個人事業主が認識する控除12.配偶者控除
納税者に所得税法上の控除対象配偶者(夫or妻)がおり、配偶者の年間の合計所得金額が38万円以下である場合、一定金額を所得控除として受けられます。
配偶者控除額
—–
・一般の控除対象配偶者は38万円の控除額
・その年の12月31日で70歳以上の場合は、老人控除対象配偶者として48万円の控除額
—–
パートなどで働く配偶者(年間の合計所得金額が38万円以上の配偶者)を考慮して、配偶者控除を補う形で次の配偶者特別控除が存在します。
個人事業主が認識する控除13.配偶者特別控除
配偶者に38万円を超える所得があり配偶者控除が受けられない場合でも、配偶者の所得金額に応じて最大38万円を所得控除として受けられます。
配偶者特別控除の要件
納税者本人の合計所得金額が1,000万円以下、かつ、配偶者の合計所得金額が38万円超76万円未満の場合に、配偶者の所得金額に応じて認められるものです。
—–
・配偶者の収入が103万円超141万円未満の場合に配偶者特別控除の対象となる
・配偶者特別控除は夫婦の間で互いに受けることはできない
・配偶者控除と配偶者特別控除を同時に受けることはできない
—–
参考:
No.1190 配偶者の所得がいくらまでなら配偶者控除が受けられるか|所得税|国税庁
個人事業主が認識する控除14.扶養控除
納税者に所得税法上の控除対象扶養親族となる人がいる場合、条件によって38万円~63万円を所得控除として受けられます。
扶養控除の要件
—–
・控除対象扶養親族は、扶養親族のうち、その年の12月31日時点の年齢が16歳以上の人
・生計を一にしている配偶者以外の親族が、合計所得38万円以下の場合に扶養控除を受けられる
・生活費の仕送りをしている場合、生計を一にしているとみなされ控除対象扶養親族になる場合がある
—–
個人事業主が認識する控除15.青色申告特別控除
個人事業主等が確定申告を行う際、白色申告ではなく青色申告を選択すると、課税所得から最大10万円の控除を受けられます。
また、複式簿記での記帳を行い、確定申告時に貸借対照表と損益計算書を税務署に提出すれば、課税所得から最大65万円の控除を受けられます。
青色申告では、帳簿を複式簿記で管理していれば65万円、簡易簿記で管理していれば10万円を課税所得から控除できます。
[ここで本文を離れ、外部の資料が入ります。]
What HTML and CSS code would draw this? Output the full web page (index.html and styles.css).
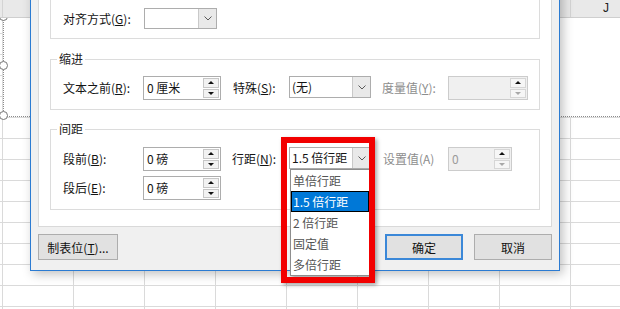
FILE: index.html
```html
<!DOCTYPE html>
<html lang="zh-CN">
<head>
    <meta charset="UTF-8">
    <title>段落</title>
    <link rel="stylesheet" href="styles.css">
</head>
<body>
    <div class="sheet">
        <div class="col-heads">
            <div class="col-head first"></div>
            <div class="col-head"></div>
            <div class="col-head"></div>
            <div class="col-head"></div>
            <div class="col-head"></div>
            <div class="col-head"></div>
            <div class="col-head"></div>
            <div class="col-head"></div>
            <div class="col-head"></div>
            <div class="col-head">J</div>
        </div>
        <div class="cells"></div>
        <div class="shape">
            <span class="handle h-top"></span>
            <span class="handle h-mid"></span>
            <span class="handle h-bot"></span>
        </div>
    </div>

    <div class="dialog">
        <div class="page">
            <fieldset class="group group-general">
                <div class="row row-short">
                    <label class="lbl lbl-align">对齐方式(<u>G</u>):</label>
                    <div class="select select-align">
                        <span class="text"></span>
                        <span class="drop"><svg width="8" height="5" viewBox="0 0 8 5"><polyline points="0.5,0.5 4,4 7.5,0.5" fill="none" stroke="#5a5a5a" stroke-width="1"/></svg></span>
                    </div>
                </div>
            </fieldset>

            <fieldset class="group group-indent">
                <legend>缩进</legend>
                <div class="row">
                    <label class="lbl lbl-first">文本之前(<u>R</u>):</label>
                    <div class="spin spin-main">
                        <span class="text">0 厘米</span>
                        <span class="arrows"><span class="up"></span><span class="dn"></span></span>
                    </div>
                    <label class="lbl lbl-special">特殊(<u>S</u>):</label>
                    <div class="select select-mid">
                        <span class="text">(无)</span>
                        <span class="drop"><svg width="8" height="5" viewBox="0 0 8 5"><polyline points="0.5,0.5 4,4 7.5,0.5" fill="none" stroke="#5a5a5a" stroke-width="1"/></svg></span>
                    </div>
                    <label class="lbl lbl-by off">度量值(<u>Y</u>):</label>
                    <div class="spin spin-by off">
                        <span class="text"></span>
                        <span class="arrows"><span class="up"></span><span class="dn"></span></span>
                    </div>
                </div>
            </fieldset>

            <fieldset class="group group-spacing">
                <legend>间距</legend>
                <div class="row">
                    <label class="lbl lbl-first">段前(<u>B</u>):</label>
                    <div class="spin spin-main">
                        <span class="text">0 磅</span>
                        <span class="arrows"><span class="up"></span><span class="dn"></span></span>
                    </div>
                    <label class="lbl lbl-line">行距(<u>N</u>):</label>
                    <div class="combo">
                        <div class="select select-mid">
                            <span class="text">1.5 倍行距</span>
                            <span class="drop"><svg width="8" height="5" viewBox="0 0 8 5"><polyline points="0.5,0.5 4,4 7.5,0.5" fill="none" stroke="#5a5a5a" stroke-width="1"/></svg></span>
                        </div>
                        <ul class="list">
                            <li>单倍行距</li>
                            <li class="on">1.5 倍行距</li>
                            <li>2 倍行距</li>
                            <li>固定值</li>
                            <li>多倍行距</li>
                        </ul>
                    </div>
                    <label class="lbl lbl-at off">设置值(A)</label>
                    <div class="spin spin-at off">
                        <span class="text">0</span>
                        <span class="arrows"><span class="up"></span><span class="dn"></span></span>
                    </div>
                </div>
                <div class="row">
                    <label class="lbl lbl-first">段后(<u>E</u>):</label>
                    <div class="spin spin-main">
                        <span class="text">0 磅</span>
                        <span class="arrows"><span class="up"></span><span class="dn"></span></span>
                    </div>
                </div>
            </fieldset>
        </div>

        <div class="actions">
            <button class="btn btn-tabs">制表位(<u>T</u>)...</button>
            <button class="btn btn-ok">确定</button>
            <button class="btn btn-cancel">取消</button>
        </div>
    </div>

    <div class="callout"></div>
</body>
</html>
```

FILE: styles.css
```css
* {
    box-sizing: border-box;
}
body {
    margin: 0;
    width: 620px;
    height: 309px;
    overflow: hidden;
    position: relative;
    background: #fff;
    color: #141414;
    font-family: "Noto Sans CJK SC", sans-serif;
    font-size: 12px;
}

/* spreadsheet behind the dialog */
.sheet {
    position: relative;
    height: 309px;
}
.col-heads {
    display: flex;
    height: 18px;
    background: #e9e9e9;
    border-bottom: 1px solid #cfcfcf;
    position: relative;
    z-index: 2;
}
.col-head {
    flex: none;
    width: 71px;
    border-right: 1px solid #d4d4d4;
    text-align: center;
    font-family: "Liberation Sans", sans-serif;
    font-size: 12px;
    line-height: 17px;
    color: #222;
}
.col-head.first {
    width: 3px;
}
.cells {
    height: 291px;
    background-color: #fff;
    background-image: linear-gradient(to right, #dadada 1px, transparent 1px),
                      linear-gradient(to bottom, #dadada 1px, transparent 1px);
    background-size: 71px 100%, 100% 21px;
    background-position: 2px 0, 0 15px;
}
.shape {
    position: absolute;
    left: 3px;
    top: 17px;
    right: -20px;
    height: 100px;
    background: #fff;
    border-left: 1px dotted #8c8c8c;
    border-bottom: 1px dotted #8c8c8c;
    z-index: 1;
}
.handle {
    position: absolute;
    left: -5px;
    width: 9px;
    height: 9px;
    border: 1px solid #777;
    border-radius: 50%;
    background: #fff;
}
.h-top { top: -5px; }
.h-mid { top: 44px; }
.h-bot { top: 94px; }

/* dialog */
.dialog {
    position: absolute;
    left: 30px;
    top: -30px;
    width: 530px;
    height: 301px;
    padding: 0 7px;
    background: #f0f0f0;
    border: 1px solid #2b7bd2;
    box-shadow: 3px 3px 10px rgba(0, 0, 0, 0.25);
    display: flex;
    flex-direction: column;
    z-index: 3;
}
.page {
    height: 256px;
    padding: 0 11px;
    background: #fff;
    border: 1px solid #d9d9d9;
}
.group {
    margin: 0;
    min-width: 0;
    padding: 9px 11px 9px 12px;
    border: 1px solid #dcdcdc;
}
.group legend {
    padding: 0 2px;
    margin-left: -6px;
    font-size: 12px;
    line-height: 16px;
    color: #222;
}
.group-general {
    margin-top: 8px;
    padding-top: 27px;
}
.group-indent {
    margin-top: 12px;
}
.group-spacing {
    margin-top: 11px;
    padding-top: 10px;
}

.row {
    display: flex;
    align-items: flex-start;
    height: 24px;
}
.row + .row {
    margin-top: 5px;
}
.row-short {
    height: 21px;
}
.lbl {
    flex: none;
    line-height: 24px;
    white-space: nowrap;
}
.row-short .lbl {
    line-height: 21px;
}
.lbl.off {
    color: #8d8d8d;
}
.lbl-align { width: 81px; }
.lbl-first { width: 80px; }
.lbl-special { width: 56px; margin-left: 12px; }
.lbl-by { width: 66px; margin-left: 11px; }
.lbl-line { width: 57px; margin-left: 11px; }
.lbl-at { width: 65px; margin-left: 12px; }

/* combo boxes */
.select {
    flex: none;
    display: flex;
    height: 22px;
    background: #fff;
    border: 1px solid #adadad;
}
.select .text {
    flex: 1;
    padding-left: 2px;
    line-height: 20px;
    white-space: nowrap;
    overflow: hidden;
}
.select .drop {
    width: 18px;
    background: #e9e9e9;
    border-left: 1px solid #c9c9c9;
    display: flex;
    align-items: center;
    justify-content: center;
}
.select-align {
    width: 73px;
    height: 21px;
}
.select-mid {
    width: 82px;
}
.combo {
    position: relative;
    flex: none;
}

/* open drop-down list */
.list {
    position: absolute;
    top: 22px;
    left: 1px;
    right: 1px;
    margin: 0;
    padding: 0;
    list-style: none;
    background: #fff;
    border: 1px solid #8e8e8e;
    box-shadow: 2px 2px 3px rgba(0, 0, 0, 0.3);
    z-index: 4;
}
.list li {
    height: 21px;
    padding-left: 2px;
    line-height: 21px;
    color: #555;
    white-space: nowrap;
}
.list li.on {
    padding-left: 1px;
    line-height: 19px;
    background: #0078d7;
    border: 1px solid #000;
    color: #fff;
}

/* spin boxes */
.spin {
    flex: none;
    display: flex;
    height: 24px;
    background: #fff;
    border: 1px solid #adadad;
}
.spin .text {
    flex: 1;
    padding-left: 3px;
    line-height: 22px;
    white-space: nowrap;
}
.spin .arrows {
    width: 16px;
    margin: 1px 1px 1px 0;
    display: flex;
    flex-direction: column;
    gap: 1px;
}
.arrows span {
    flex: 1;
    background: #f2f2f2;
    border: 1px solid #c6c6c6;
    display: flex;
    align-items: center;
    justify-content: center;
}
.arrows .up::after {
    content: "";
    border-left: 3px solid transparent;
    border-right: 3px solid transparent;
    border-bottom: 3px solid #111;
}
.arrows .dn::after {
    content: "";
    border-left: 3px solid transparent;
    border-right: 3px solid transparent;
    border-top: 3px solid #111;
}
.spin-main { width: 78px; }
.spin-by { width: 80px; }
.spin-at { width: 64px; }
.spin.off {
    background: #f0f0f0;
    border-color: #cccccc;
    color: #9a9a9a;
}
.spin.off .arrows span {
    background: #f6f6f6;
    border-color: #d6d6d6;
}
.spin.off .arrows .dn::after {
    border-top-color: #a8a8a8;
}

/* bottom buttons */
.actions {
    display: flex;
    gap: 11px;
    margin-top: 7px;
}
.btn {
    height: 26px;
    padding: 0;
    background: #e1e1e1;
    border: 1px solid #adadad;
    color: #111;
    font-family: inherit;
    font-size: 12px;
}
.btn-tabs { width: 80px; }
.btn-ok {
    width: 78px;
    margin-left: auto;
    border: 2px solid #3b88d8;
}
.btn-cancel { width: 78px; }

/* red highlight box drawn over the screenshot */
.callout {
    position: absolute;
    left: 281px;
    top: 137px;
    width: 94px;
    height: 146px;
    border: 6px solid #f20000;
    box-shadow: 2px 2px 4px rgba(0, 0, 0, 0.35);
    z-index: 5;
}
```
これを青色申告特別控除と言います。
個人事業主が意識すべき所得控除まとめ
個人事業主は事業を営んでいるとは言えあくまでも個人です。個人で事業を営むということは、小回りが効きリスクが少ない反面、所得控除など受けられる恩恵にも限界があります。
今回ご紹介した15の所得控除は、その多くが個人事業主だけではなく私たち1人1人の生活に密着したものです。
認識しておかないと受けられない控除もあるため、しっかりとチェックして最大限の恩恵を受けられるようにしてください。